Note: This article covers a micro-cap stock. Please be aware of the risks associated with these stocks.
Document Security Systems (DSS) and its shareholders have experienced quite a ride in recent months. Through the ups and downs of the stock, the Company has continually improved its underlying business, while management has demonstrated their willingness to expand and diversify.
For those new to the story, there are two parts to DSS's business: 1) its "core" revenue generating business, that provides fraud and counterfeit protection products and services for all forms of printed documents and digital information; and 2) the value attributed to the intellectual property assets acquired in the recent merger with Lexington Technology Group ("LTG").

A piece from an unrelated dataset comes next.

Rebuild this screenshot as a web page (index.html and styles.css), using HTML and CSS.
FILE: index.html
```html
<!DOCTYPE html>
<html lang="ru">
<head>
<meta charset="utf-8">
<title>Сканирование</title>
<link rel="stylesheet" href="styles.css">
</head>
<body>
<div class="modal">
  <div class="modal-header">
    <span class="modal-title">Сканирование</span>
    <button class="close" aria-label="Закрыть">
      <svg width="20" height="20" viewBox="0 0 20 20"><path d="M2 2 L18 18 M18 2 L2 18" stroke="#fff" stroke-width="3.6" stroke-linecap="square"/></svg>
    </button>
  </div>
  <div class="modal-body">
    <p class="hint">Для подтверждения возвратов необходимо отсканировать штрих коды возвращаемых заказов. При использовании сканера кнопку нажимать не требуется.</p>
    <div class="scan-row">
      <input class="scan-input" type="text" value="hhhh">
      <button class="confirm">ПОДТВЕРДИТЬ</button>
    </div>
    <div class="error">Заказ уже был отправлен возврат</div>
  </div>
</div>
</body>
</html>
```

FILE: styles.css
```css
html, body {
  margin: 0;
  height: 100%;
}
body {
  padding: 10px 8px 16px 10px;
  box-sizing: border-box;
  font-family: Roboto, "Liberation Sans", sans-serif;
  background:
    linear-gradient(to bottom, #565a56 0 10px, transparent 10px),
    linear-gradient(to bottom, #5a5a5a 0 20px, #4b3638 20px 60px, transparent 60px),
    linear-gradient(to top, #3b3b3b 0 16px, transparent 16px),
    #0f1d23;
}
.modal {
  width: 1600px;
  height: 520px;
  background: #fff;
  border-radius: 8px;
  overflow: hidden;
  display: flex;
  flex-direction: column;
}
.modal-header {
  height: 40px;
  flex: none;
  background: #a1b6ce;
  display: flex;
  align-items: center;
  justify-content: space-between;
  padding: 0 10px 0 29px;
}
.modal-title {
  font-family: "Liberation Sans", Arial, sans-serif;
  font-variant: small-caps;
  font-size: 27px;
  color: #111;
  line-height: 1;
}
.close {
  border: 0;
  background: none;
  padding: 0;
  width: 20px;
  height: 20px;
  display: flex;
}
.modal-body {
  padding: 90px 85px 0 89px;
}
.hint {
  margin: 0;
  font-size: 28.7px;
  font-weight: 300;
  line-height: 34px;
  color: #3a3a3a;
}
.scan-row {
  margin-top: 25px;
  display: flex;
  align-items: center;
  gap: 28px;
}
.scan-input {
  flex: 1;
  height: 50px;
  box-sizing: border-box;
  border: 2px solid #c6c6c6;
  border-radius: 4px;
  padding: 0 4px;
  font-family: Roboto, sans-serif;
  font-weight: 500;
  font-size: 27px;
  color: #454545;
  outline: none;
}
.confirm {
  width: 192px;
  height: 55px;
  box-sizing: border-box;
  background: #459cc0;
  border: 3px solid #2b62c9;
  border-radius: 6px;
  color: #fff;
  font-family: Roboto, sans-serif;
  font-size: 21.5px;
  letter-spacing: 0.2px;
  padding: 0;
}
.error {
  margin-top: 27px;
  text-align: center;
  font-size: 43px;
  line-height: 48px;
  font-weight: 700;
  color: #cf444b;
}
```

DSS has seen solid growth in its core business, posting solid revenue increases in three of its four groups in 2012 (59% for Packaging, 7% for Plastics, and 26% in licensing and digital solutions) in addition to a 34% increase in revenues for the fourth division, Printing, thus far in 2013. This business generates solid revenue and provides DSS with a core business that keeps it from being labeled a "Patent Troll." In fact, this business alone seems to justify the current share price of $1.70. Dawson James, a full service investment bank who recently initiated DSS with a price target of $4.00, agrees with this valuation. Robert Wasserman of Dawson James, a very respected analyst in the space, used a "sum-of-the-parts" valuation to arrive at this $4.00 target. He placed a value of $1.65 on the core business, and attributed $2.65 to Intellectual Property acquired in the merger with LTG.

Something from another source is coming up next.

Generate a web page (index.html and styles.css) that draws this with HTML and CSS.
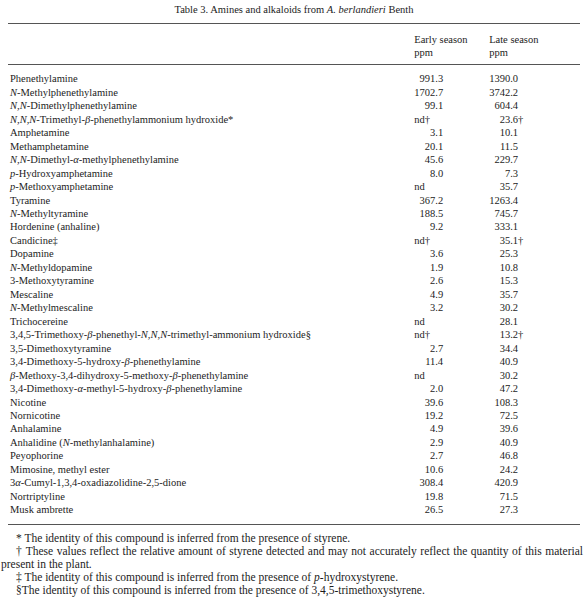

It is clear that the market is significantly undervaluing (or not valuing at all) the Company's patents. Both Vringo (VRNG) and VirnetX (VHC), two companies involved in patent litigation/licensing, experienced significant stock appreciation as soon as the market viewed their patents as "legitimate." This came through settlements and/or court rulings. Now, DSS's patents have already been validated: since announcing the merger in October 2012, Lexington has settled with three of the defendants from Bascom's (a wholly owned subsidiary of LTG) patent infringement litigation filed in 2012, at 4%-5% royalty rates. The most recent settlement was on July 15, 2013, where Bascom settled with Novell, Inc. (NOVL). This makes three settlements out of the five defendants in the Bascom case. The two most lucrative defendants, Facebook (FB) and LinkedIn (LNKD), remain, providing an enormous upside potential for DSS.

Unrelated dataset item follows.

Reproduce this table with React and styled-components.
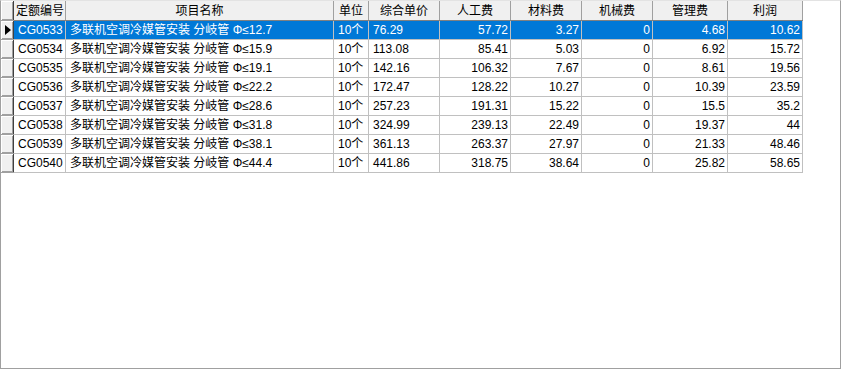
import styled, { createGlobalStyle } from "styled-components";

const GlobalStyle = createGlobalStyle`
  body {
    margin: 0;
    padding: 0;
    background: #ffffff;
  }
`;

const Frame = styled.div`
  box-sizing: border-box;
  width: 841px;
  height: 369px;
  border: 1px solid #a0a0a0;
  border-top-color: #e3e3e3;
  background: #ffffff;
  overflow: hidden;
`;

const Grid = styled.table`
  border-collapse: collapse;
  table-layout: fixed;
  width: 802px;
  margin: -1px 0 0 -1px;
  font-family: "Liberation Sans", "Noto Sans CJK SC", sans-serif;
  font-size: 12px;
  color: #000000;
`;

const HeadCell = styled.th`
  height: 19px;
  padding: 0 2px;
  font-weight: normal;
  text-align: center;
  white-space: nowrap;
  overflow: hidden;
  background: #f0f0f0;
  border: 1px solid #a0a0a0;
  border-top-color: #e3e3e3;
  border-bottom-color: #808080;
  line-height: 18px;
`;

const Indicator = styled.td`
  padding: 0;
  background: #f0f0f0;
  border: 1px solid #a0a0a0;
  border-right: 1px solid #404040;
  box-shadow: inset 1px 1px 0 #ffffff, inset -1px -1px 0 #a0a0a0;
  vertical-align: middle;
`;

const Arrow = styled.span`
  display: block;
  width: 0;
  height: 0;
  margin-left: 4px;
  border-top: 5px solid transparent;
  border-bottom: 5px solid transparent;
  border-left: 6px solid #000000;
`;

const Cell = styled.td`
  height: 18px;
  padding: 0 ${(p) => (p.$right ? "2px" : "3px")} 0 ${(p) => (p.$right ? "2px" : "4px")};
  text-align: ${(p) => (p.$right ? "right" : "left")};
  white-space: nowrap;
  overflow: hidden;
  border: 1px solid #c0c0c0;
  line-height: 17px;
  background: ${(p) => (p.$selected ? "#0078d7" : "#ffffff")};
  color: ${(p) => (p.$selected ? "#ffffff" : "#000000")};
`;

const columns = [
  { title: "定额编号", width: 52 },
  { title: "项目名称", width: 268 },
  { title: "单位", width: 35 },
  { title: "综合单价", width: 71 },
  { title: "人工费", width: 71, right: true },
  { title: "材料费", width: 71, right: true },
  { title: "机械费", width: 71, right: true },
  { title: "管理费", width: 75, right: true },
  { title: "利润", width: 75, right: true },
];

const rows = [
  ["CG0533", "Φ≤12.7", "76.29", "57.72", "3.27", "0", "4.68", "10.62"],
  ["CG0534", "Φ≤15.9", "113.08", "85.41", "5.03", "0", "6.92", "15.72"],
  ["CG0535", "Φ≤19.1", "142.16", "106.32", "7.67", "0", "8.61", "19.56"],
  ["CG0536", "Φ≤22.2", "172.47", "128.22", "10.27", "0", "10.39", "23.59"],
  ["CG0537", "Φ≤28.6", "257.23", "191.31", "15.22", "0", "15.5", "35.2"],
  ["CG0538", "Φ≤31.8", "324.99", "239.13", "22.49", "0", "19.37", "44"],
  ["CG0539", "Φ≤38.1", "361.13", "263.37", "27.97", "0", "21.33", "48.46"],
  ["CG0540", "Φ≤44.4", "441.86", "318.75", "38.64", "0", "25.82", "58.65"],
];

const App = () => {
  return (
    <>
      <GlobalStyle />
      <Frame>
        <Grid>
          <colgroup>
            <col style={{ width: 13 }} />
            {columns.map((c) => (
              <col key={c.title} style={{ width: c.width }} />
            ))}
          </colgroup>
          <thead>
            <tr>
              <Indicator as="th" />
              {columns.map((c) => (
                <HeadCell key={c.title}>{c.title}</HeadCell>
              ))}
            </tr>
          </thead>
          <tbody>
            {rows.map((r, i) => {
              const sel = i === 0;
              const values = [
                r[0],
                "多联机空调冷媒管安装 分岐管 " + r[1],
                "10个",
                r[2],
                r[3],
                r[4],
                r[5],
                r[6],
                r[7],
              ];
              return (
                <tr key={r[0]}>
                  <Indicator>{sel && <Arrow />}</Indicator>
                  {values.map((v, j) => (
                    <Cell key={j} $selected={sel} $right={columns[j].right}>
                      {v}
                    </Cell>
                  ))}
                </tr>
              );
            })}
          </tbody>
        </Grid>
      </Frame>
    </>
  );
};

export default App;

The Markman hearing, currently scheduled for October 2, 2013, is a significant near-term catalyst. Vringo experienced a rise in share value of about 50% just in the two weeks leading up to the Markman hearing back in June of 2012. The way these settlements have been going for DSS, it's possible Facebook and LinkedIn will understand the legitimacy of DSS's patents, and settle before this Markman hearing. Should Facebook and LinkedIn choose not to settle, DSS is well capitalized, (LTG brought over nearly $7 million in cash with the merger, bolstering the Company's cash position), and has the ability to withstand a trial. Meanwhile, management expertise and experience brought on with the Lexington merger is expected to add to the previous technology licensing efforts of DSS, most notably the ongoing patent litigation against Coupons.com.
With an RSI below 30, DSS is in severely oversold territory.
It has fallen from its 52-week high of $3.64 a couple months ago to about $1.50 as I write this, presenting an incredible buying opportunity to the patient and confident investor. This severe decline in the stock has been accompanied by nothing but strengthening in the underlying assets of the Company. I believe the stock will rally ahead of the Markman hearing, and then significantly more after a positive ruling. This will most likely be the last chance to buy at these levels. I continue to buy on dips, and believe everyone who buys at these levels will be rewarded with 100%-200% returns in the next 12 months.